## WORK TO DO
Write the material out again in full, word for word. Do not include the pictures.
▬▬▬▬▬▬
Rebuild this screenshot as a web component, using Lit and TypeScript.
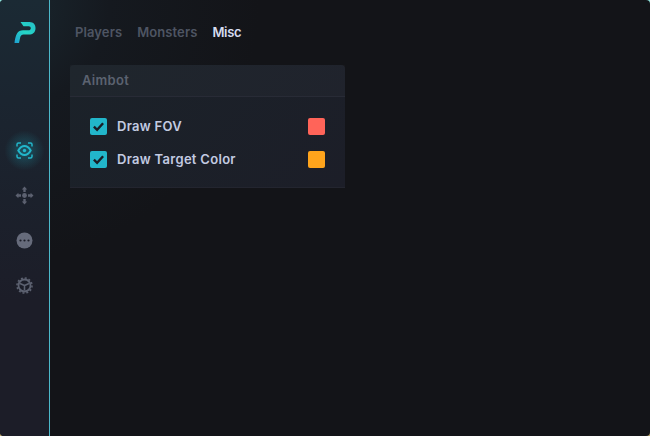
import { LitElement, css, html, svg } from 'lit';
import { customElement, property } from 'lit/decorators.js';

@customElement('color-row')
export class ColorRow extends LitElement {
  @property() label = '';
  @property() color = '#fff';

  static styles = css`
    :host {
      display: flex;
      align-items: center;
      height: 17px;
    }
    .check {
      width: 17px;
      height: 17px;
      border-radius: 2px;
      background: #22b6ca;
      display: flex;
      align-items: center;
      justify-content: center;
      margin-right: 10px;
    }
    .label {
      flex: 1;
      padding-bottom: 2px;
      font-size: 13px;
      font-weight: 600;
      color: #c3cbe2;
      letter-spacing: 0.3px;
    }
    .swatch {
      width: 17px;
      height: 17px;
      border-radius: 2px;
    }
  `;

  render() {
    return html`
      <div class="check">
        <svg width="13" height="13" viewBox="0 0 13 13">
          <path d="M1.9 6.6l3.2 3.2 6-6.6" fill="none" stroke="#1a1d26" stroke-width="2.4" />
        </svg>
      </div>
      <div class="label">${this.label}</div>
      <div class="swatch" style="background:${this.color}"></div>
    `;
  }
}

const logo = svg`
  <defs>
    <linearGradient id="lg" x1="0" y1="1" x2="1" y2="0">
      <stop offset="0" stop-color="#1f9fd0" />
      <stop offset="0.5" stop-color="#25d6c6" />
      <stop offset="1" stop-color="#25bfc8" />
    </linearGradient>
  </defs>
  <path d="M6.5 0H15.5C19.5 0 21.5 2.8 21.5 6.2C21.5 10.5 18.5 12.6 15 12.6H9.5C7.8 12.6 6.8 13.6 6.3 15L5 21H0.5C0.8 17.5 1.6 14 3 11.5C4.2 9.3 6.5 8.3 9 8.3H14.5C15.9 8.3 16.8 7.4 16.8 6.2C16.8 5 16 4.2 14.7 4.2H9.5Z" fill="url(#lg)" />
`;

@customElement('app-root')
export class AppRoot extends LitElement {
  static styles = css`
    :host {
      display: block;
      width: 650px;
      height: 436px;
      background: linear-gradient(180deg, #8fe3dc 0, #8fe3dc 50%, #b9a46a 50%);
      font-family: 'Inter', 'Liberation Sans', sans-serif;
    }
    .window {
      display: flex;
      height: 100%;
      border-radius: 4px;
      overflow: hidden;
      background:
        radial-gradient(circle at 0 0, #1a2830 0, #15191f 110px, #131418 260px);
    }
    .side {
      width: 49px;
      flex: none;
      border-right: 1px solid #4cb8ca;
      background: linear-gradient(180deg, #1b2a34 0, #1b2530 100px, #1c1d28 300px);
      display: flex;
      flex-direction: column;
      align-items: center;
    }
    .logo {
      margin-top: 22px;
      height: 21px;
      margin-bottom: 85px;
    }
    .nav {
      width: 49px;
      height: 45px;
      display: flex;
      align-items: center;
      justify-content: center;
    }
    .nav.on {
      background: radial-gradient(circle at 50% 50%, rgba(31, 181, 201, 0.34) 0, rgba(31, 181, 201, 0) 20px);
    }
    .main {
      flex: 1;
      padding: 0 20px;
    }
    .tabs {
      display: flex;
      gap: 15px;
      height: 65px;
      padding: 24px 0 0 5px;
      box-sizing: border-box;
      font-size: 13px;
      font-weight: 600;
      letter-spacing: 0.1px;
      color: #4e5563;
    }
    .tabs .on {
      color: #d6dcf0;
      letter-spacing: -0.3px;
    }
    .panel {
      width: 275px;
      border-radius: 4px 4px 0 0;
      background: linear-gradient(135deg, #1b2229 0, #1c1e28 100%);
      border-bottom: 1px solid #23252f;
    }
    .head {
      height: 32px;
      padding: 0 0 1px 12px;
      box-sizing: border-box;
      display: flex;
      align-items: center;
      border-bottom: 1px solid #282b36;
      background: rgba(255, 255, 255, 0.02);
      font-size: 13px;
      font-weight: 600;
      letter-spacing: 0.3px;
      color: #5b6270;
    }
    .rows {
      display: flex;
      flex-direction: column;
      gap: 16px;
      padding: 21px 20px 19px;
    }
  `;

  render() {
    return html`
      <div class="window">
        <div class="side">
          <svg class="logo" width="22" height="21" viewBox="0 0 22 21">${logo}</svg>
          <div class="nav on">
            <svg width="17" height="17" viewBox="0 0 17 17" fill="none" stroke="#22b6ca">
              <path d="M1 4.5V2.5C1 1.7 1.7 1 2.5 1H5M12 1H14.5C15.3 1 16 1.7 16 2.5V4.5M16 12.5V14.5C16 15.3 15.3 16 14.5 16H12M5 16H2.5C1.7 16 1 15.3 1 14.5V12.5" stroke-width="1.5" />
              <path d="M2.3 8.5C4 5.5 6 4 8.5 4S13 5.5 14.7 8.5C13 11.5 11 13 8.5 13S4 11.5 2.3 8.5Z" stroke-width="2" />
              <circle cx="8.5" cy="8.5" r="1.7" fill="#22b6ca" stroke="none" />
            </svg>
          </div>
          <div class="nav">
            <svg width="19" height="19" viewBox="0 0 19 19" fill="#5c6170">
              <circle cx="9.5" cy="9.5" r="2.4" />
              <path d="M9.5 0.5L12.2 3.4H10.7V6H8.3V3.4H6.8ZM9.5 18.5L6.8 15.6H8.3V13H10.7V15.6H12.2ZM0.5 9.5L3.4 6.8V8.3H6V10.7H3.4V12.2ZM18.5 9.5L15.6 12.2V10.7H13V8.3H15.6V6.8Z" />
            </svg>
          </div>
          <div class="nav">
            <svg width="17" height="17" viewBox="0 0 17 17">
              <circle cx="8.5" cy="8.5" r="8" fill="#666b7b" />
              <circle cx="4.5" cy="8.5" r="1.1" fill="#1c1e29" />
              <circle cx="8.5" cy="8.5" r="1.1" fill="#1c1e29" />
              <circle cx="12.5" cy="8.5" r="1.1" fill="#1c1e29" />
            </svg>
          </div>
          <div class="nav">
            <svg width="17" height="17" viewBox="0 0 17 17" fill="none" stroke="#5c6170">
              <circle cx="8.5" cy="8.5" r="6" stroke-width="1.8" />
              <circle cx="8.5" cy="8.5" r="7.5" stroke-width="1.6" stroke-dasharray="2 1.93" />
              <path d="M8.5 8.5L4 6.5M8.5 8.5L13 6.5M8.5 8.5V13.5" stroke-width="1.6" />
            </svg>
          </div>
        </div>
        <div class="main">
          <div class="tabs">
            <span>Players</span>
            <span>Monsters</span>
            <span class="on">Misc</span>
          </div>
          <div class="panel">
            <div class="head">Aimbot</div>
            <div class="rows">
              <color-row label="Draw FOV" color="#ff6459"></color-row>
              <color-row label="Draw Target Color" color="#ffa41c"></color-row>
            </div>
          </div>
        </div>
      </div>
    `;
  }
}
▬▬▬▬▬▬
## ANSWER TO THIS PROBLEM
Rebuild this screenshot as a web component, using Lit and TypeScript.
import { LitElement, css, html, svg } from 'lit';
import { customElement, property } from 'lit/decorators.js';

@customElement('color-row')
export class ColorRow extends LitElement {
  @property() label = '';
  @property() color = '#fff';

  static styles = css`
    :host {
      display: flex;
      align-items: center;
      height: 17px;
    }
    .check {
      width: 17px;
      height: 17px;
      border-radius: 2px;
      background: #22b6ca;
      display: flex;
      align-items: center;
      justify-content: center;
      margin-right: 10px;
    }
    .label {
      flex: 1;
      padding-bottom: 2px;
      font-size: 13px;
      font-weight: 600;
      color: #c3cbe2;
      letter-spacing: 0.3px;
    }
    .swatch {
      width: 17px;
      height: 17px;
      border-radius: 2px;
    }
  `;

  render() {
    return html`
      <div class="check">
        <svg width="13" height="13" viewBox="0 0 13 13">
          <path d="M1.9 6.6l3.2 3.2 6-6.6" fill="none" stroke="#1a1d26" stroke-width="2.4" />
        </svg>
      </div>
      <div class="label">${this.label}</div>
      <div class="swatch" style="background:${this.color}"></div>
    `;
  }
}

const logo = svg`
  <defs>
    <linearGradient id="lg" x1="0" y1="1" x2="1" y2="0">
      <stop offset="0" stop-color="#1f9fd0" />
      <stop offset="0.5" stop-color="#25d6c6" />
      <stop offset="1" stop-color="#25bfc8" />
    </linearGradient>
  </defs>
  <path d="M6.5 0H15.5C19.5 0 21.5 2.8 21.5 6.2C21.5 10.5 18.5 12.6 15 12.6H9.5C7.8 12.6 6.8 13.6 6.3 15L5 21H0.5C0.8 17.5 1.6 14 3 11.5C4.2 9.3 6.5 8.3 9 8.3H14.5C15.9 8.3 16.8 7.4 16.8 6.2C16.8 5 16 4.2 14.7 4.2H9.5Z" fill="url(#lg)" />
`;

@customElement('app-root')
export class AppRoot extends LitElement {
  static styles = css`
    :host {
      display: block;
      width: 650px;
      height: 436px;
      background: linear-gradient(180deg, #8fe3dc 0, #8fe3dc 50%, #b9a46a 50%);
      font-family: 'Inter', 'Liberation Sans', sans-serif;
    }
    .window {
      display: flex;
      height: 100%;
      border-radius: 4px;
      overflow: hidden;
      background:
        radial-gradient(circle at 0 0, #1a2830 0, #15191f 110px, #131418 260px);
    }
    .side {
      width: 49px;
      flex: none;
      border-right: 1px solid #4cb8ca;
      background: linear-gradient(180deg, #1b2a34 0, #1b2530 100px, #1c1d28 300px);
      display: flex;
      flex-direction: column;
      align-items: center;
    }
    .logo {
      margin-top: 22px;
      height: 21px;
      margin-bottom: 85px;
    }
    .nav {
      width: 49px;
      height: 45px;
      display: flex;
      align-items: center;
      justify-content: center;
    }
    .nav.on {
      background: radial-gradient(circle at 50% 50%, rgba(31, 181, 201, 0.34) 0, rgba(31, 181, 201, 0) 20px);
    }
    .main {
      flex: 1;
      padding: 0 20px;
    }
    .tabs {
      display: flex;
      gap: 15px;
      height: 65px;
      padding: 24px 0 0 5px;
      box-sizing: border-box;
      font-size: 13px;
      font-weight: 600;
      letter-spacing: 0.1px;
      color: #4e5563;
    }
    .tabs .on {
      color: #d6dcf0;
      letter-spacing: -0.3px;
    }
    .panel {
      width: 275px;
      border-radius: 4px 4px 0 0;
      background: linear-gradient(135deg, #1b2229 0, #1c1e28 100%);
      border-bottom: 1px solid #23252f;
    }
    .head {
      height: 32px;
      padding: 0 0 1px 12px;
      box-sizing: border-box;
      display: flex;
      align-items: center;
      border-bottom: 1px solid #282b36;
      background: rgba(255, 255, 255, 0.02);
      font-size: 13px;
      font-weight: 600;
      letter-spacing: 0.3px;
      color: #5b6270;
    }
    .rows {
      display: flex;
      flex-direction: column;
      gap: 16px;
      padding: 21px 20px 19px;
    }
  `;

  render() {
    return html`
      <div class="window">
        <div class="side">
          <svg class="logo" width="22" height="21" viewBox="0 0 22 21">${logo}</svg>
          <div class="nav on">
            <svg width="17" height="17" viewBox="0 0 17 17" fill="none" stroke="#22b6ca">
              <path d="M1 4.5V2.5C1 1.7 1.7 1 2.5 1H5M12 1H14.5C15.3 1 16 1.7 16 2.5V4.5M16 12.5V14.5C16 15.3 15.3 16 14.5 16H12M5 16H2.5C1.7 16 1 15.3 1 14.5V12.5" stroke-width="1.5" />
              <path d="M2.3 8.5C4 5.5 6 4 8.5 4S13 5.5 14.7 8.5C13 11.5 11 13 8.5 13S4 11.5 2.3 8.5Z" stroke-width="2" />
              <circle cx="8.5" cy="8.5" r="1.7" fill="#22b6ca" stroke="none" />
            </svg>
          </div>
          <div class="nav">
            <svg width="19" height="19" viewBox="0 0 19 19" fill="#5c6170">
              <circle cx="9.5" cy="9.5" r="2.4" />
              <path d="M9.5 0.5L12.2 3.4H10.7V6H8.3V3.4H6.8ZM9.5 18.5L6.8 15.6H8.3V13H10.7V15.6H12.2ZM0.5 9.5L3.4 6.8V8.3H6V10.7H3.4V12.2ZM18.5 9.5L15.6 12.2V10.7H13V8.3H15.6V6.8Z" />
            </svg>
          </div>
          <div class="nav">
            <svg width="17" height="17" viewBox="0 0 17 17">
              <circle cx="8.5" cy="8.5" r="8" fill="#666b7b" />
              <circle cx="4.5" cy="8.5" r="1.1" fill="#1c1e29" />
              <circle cx="8.5" cy="8.5" r="1.1" fill="#1c1e29" />
              <circle cx="12.5" cy="8.5" r="1.1" fill="#1c1e29" />
            </svg>
          </div>
          <div class="nav">
            <svg width="17" height="17" viewBox="0 0 17 17" fill="none" stroke="#5c6170">
              <circle cx="8.5" cy="8.5" r="6" stroke-width="1.8" />
              <circle cx="8.5" cy="8.5" r="7.5" stroke-width="1.6" stroke-dasharray="2 1.93" />
              <path d="M8.5 8.5L4 6.5M8.5 8.5L13 6.5M8.5 8.5V13.5" stroke-width="1.6" />
            </svg>
          </div>
        </div>
        <div class="main">
          <div class="tabs">
            <span>Players</span>
            <span>Monsters</span>
            <span class="on">Misc</span>
          </div>
          <div class="panel">
            <div class="head">Aimbot</div>
            <div class="rows">
              <color-row label="Draw FOV" color="#ff6459"></color-row>
              <color-row label="Draw Target Color" color="#ffa41c"></color-row>
            </div>
          </div>
        </div>
      </div>
    `;
  }
}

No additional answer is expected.